# start of INFORMATION SUPPLIED

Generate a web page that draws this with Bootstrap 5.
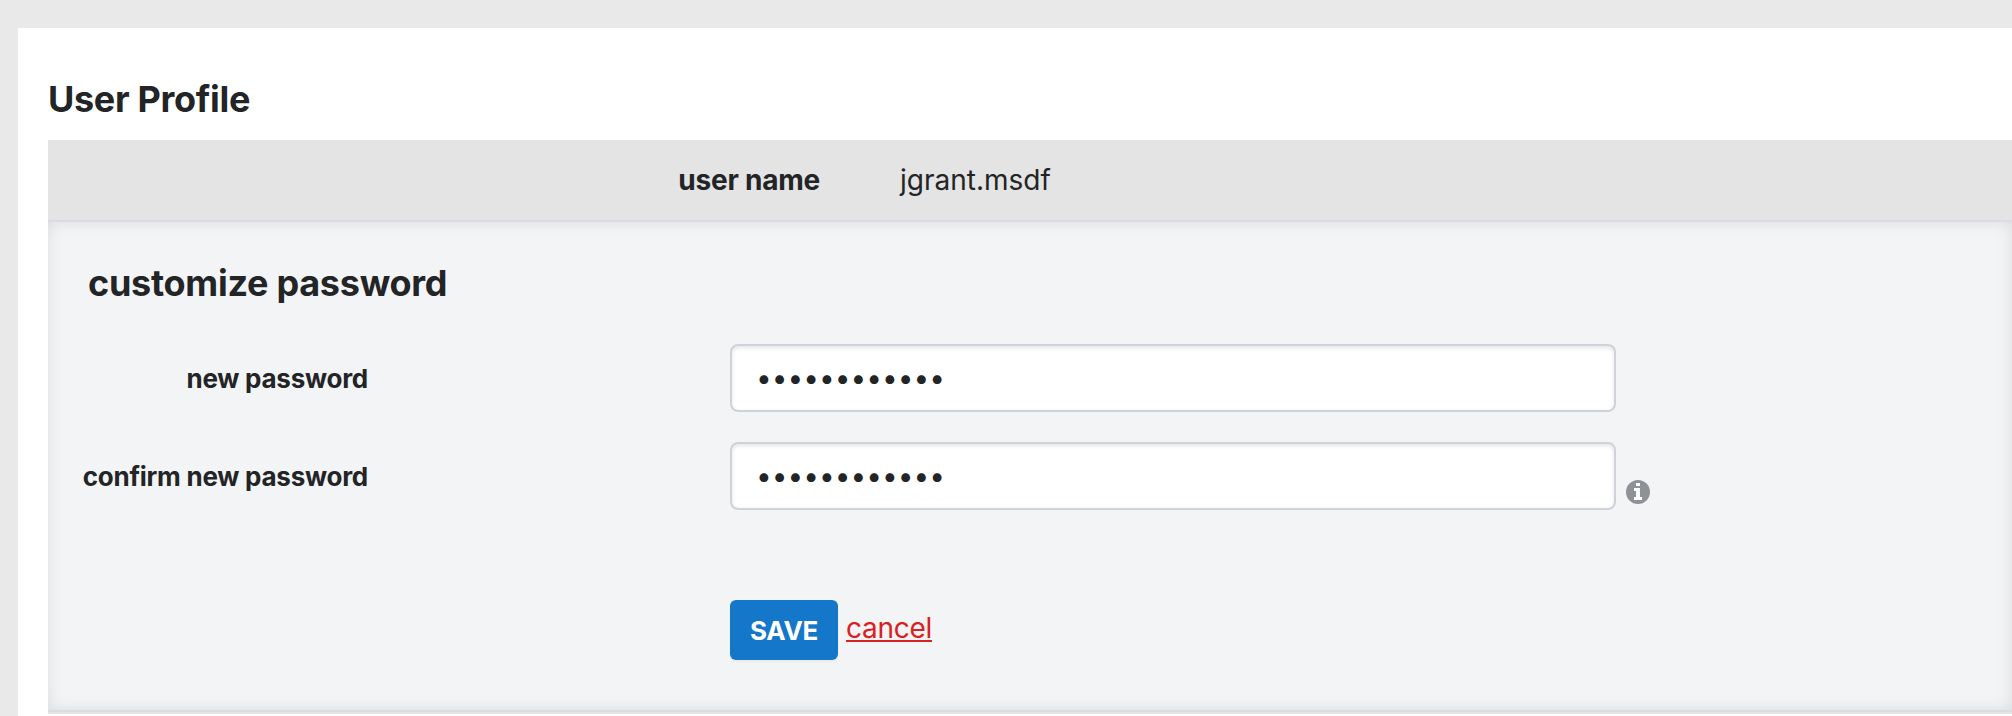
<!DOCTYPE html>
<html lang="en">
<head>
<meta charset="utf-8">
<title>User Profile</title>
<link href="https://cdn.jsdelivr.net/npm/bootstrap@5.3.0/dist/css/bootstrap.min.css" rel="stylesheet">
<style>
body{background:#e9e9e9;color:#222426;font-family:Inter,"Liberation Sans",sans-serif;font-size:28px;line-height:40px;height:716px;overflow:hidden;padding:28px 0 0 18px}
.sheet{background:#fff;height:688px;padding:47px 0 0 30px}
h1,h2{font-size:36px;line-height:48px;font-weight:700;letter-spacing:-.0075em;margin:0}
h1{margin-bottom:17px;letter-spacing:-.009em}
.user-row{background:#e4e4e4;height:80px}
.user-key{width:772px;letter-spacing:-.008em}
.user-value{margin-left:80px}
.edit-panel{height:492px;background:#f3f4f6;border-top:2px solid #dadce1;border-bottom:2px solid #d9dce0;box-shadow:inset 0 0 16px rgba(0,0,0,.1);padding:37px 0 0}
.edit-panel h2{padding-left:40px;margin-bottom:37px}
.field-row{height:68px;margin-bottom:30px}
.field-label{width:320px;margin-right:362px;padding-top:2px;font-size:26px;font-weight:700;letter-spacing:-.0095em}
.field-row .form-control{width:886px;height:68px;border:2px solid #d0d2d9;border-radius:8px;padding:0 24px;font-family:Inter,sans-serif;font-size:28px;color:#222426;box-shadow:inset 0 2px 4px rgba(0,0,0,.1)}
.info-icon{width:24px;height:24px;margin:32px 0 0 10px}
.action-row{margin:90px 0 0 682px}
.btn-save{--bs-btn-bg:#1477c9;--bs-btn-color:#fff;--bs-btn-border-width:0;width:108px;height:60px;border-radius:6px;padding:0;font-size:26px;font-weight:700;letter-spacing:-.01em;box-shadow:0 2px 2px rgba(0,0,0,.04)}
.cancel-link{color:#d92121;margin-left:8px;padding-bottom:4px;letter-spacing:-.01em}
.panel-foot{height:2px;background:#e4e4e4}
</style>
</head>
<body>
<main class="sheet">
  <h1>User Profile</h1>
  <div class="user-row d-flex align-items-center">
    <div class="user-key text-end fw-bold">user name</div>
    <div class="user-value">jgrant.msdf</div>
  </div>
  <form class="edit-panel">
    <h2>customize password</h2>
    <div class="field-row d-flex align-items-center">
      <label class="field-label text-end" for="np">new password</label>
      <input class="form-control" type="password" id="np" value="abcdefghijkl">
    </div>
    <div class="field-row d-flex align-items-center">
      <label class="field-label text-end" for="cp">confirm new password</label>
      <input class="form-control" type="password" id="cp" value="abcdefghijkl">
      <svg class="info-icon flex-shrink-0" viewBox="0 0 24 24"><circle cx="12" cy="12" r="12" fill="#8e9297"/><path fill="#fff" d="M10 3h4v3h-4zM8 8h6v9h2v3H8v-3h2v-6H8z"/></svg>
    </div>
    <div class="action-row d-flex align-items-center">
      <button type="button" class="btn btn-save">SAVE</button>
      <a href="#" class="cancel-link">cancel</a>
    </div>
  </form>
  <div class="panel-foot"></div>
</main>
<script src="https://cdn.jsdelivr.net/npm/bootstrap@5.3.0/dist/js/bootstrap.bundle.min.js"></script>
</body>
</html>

# end of INFORMATION SUPPLIED

• _TASK STATEMENT_
Would you return the data exactly as written, without the pictures?

• _TASK SOLUTION_
Generate a web page that draws this with Bootstrap 5.
<!DOCTYPE html>
<html lang="en">
<head>
<meta charset="utf-8">
<title>User Profile</title>
<link href="https://cdn.jsdelivr.net/npm/bootstrap@5.3.0/dist/css/bootstrap.min.css" rel="stylesheet">
<style>
body{background:#e9e9e9;color:#222426;font-family:Inter,"Liberation Sans",sans-serif;font-size:28px;line-height:40px;height:716px;overflow:hidden;padding:28px 0 0 18px}
.sheet{background:#fff;height:688px;padding:47px 0 0 30px}
h1,h2{font-size:36px;line-height:48px;font-weight:700;letter-spacing:-.0075em;margin:0}
h1{margin-bottom:17px;letter-spacing:-.009em}
.user-row{background:#e4e4e4;height:80px}
.user-key{width:772px;letter-spacing:-.008em}
.user-value{margin-left:80px}
.edit-panel{height:492px;background:#f3f4f6;border-top:2px solid #dadce1;border-bottom:2px solid #d9dce0;box-shadow:inset 0 0 16px rgba(0,0,0,.1);padding:37px 0 0}
.edit-panel h2{padding-left:40px;margin-bottom:37px}
.field-row{height:68px;margin-bottom:30px}
.field-label{width:320px;margin-right:362px;padding-top:2px;font-size:26px;font-weight:700;letter-spacing:-.0095em}
.field-row .form-control{width:886px;height:68px;border:2px solid #d0d2d9;border-radius:8px;padding:0 24px;font-family:Inter,sans-serif;font-size:28px;color:#222426;box-shadow:inset 0 2px 4px rgba(0,0,0,.1)}
.info-icon{width:24px;height:24px;margin:32px 0 0 10px}
.action-row{margin:90px 0 0 682px}
.btn-save{--bs-btn-bg:#1477c9;--bs-btn-color:#fff;--bs-btn-border-width:0;width:108px;height:60px;border-radius:6px;padding:0;font-size:26px;font-weight:700;letter-spacing:-.01em;box-shadow:0 2px 2px rgba(0,0,0,.04)}
.cancel-link{color:#d92121;margin-left:8px;padding-bottom:4px;letter-spacing:-.01em}
.panel-foot{height:2px;background:#e4e4e4}
</style>
</head>
<body>
<main class="sheet">
  <h1>User Profile</h1>
  <div class="user-row d-flex align-items-center">
    <div class="user-key text-end fw-bold">user name</div>
    <div class="user-value">jgrant.msdf</div>
  </div>
  <form class="edit-panel">
    <h2>customize password</h2>
    <div class="field-row d-flex align-items-center">
      <label class="field-label text-end" for="np">new password</label>
      <input class="form-control" type="password" id="np" value="abcdefghijkl">
    </div>
    <div class="field-row d-flex align-items-center">
      <label class="field-label text-end" for="cp">confirm new password</label>
      <input class="form-control" type="password" id="cp" value="abcdefghijkl">
      <svg class="info-icon flex-shrink-0" viewBox="0 0 24 24"><circle cx="12" cy="12" r="12" fill="#8e9297"/><path fill="#fff" d="M10 3h4v3h-4zM8 8h6v9h2v3H8v-3h2v-6H8z"/></svg>
    </div>
    <div class="action-row d-flex align-items-center">
      <button type="button" class="btn btn-save">SAVE</button>
      <a href="#" class="cancel-link">cancel</a>
    </div>
  </form>
  <div class="panel-foot"></div>
</main>
<script src="https://cdn.jsdelivr.net/npm/bootstrap@5.3.0/dist/js/bootstrap.bundle.min.js"></script>
</body>
</html>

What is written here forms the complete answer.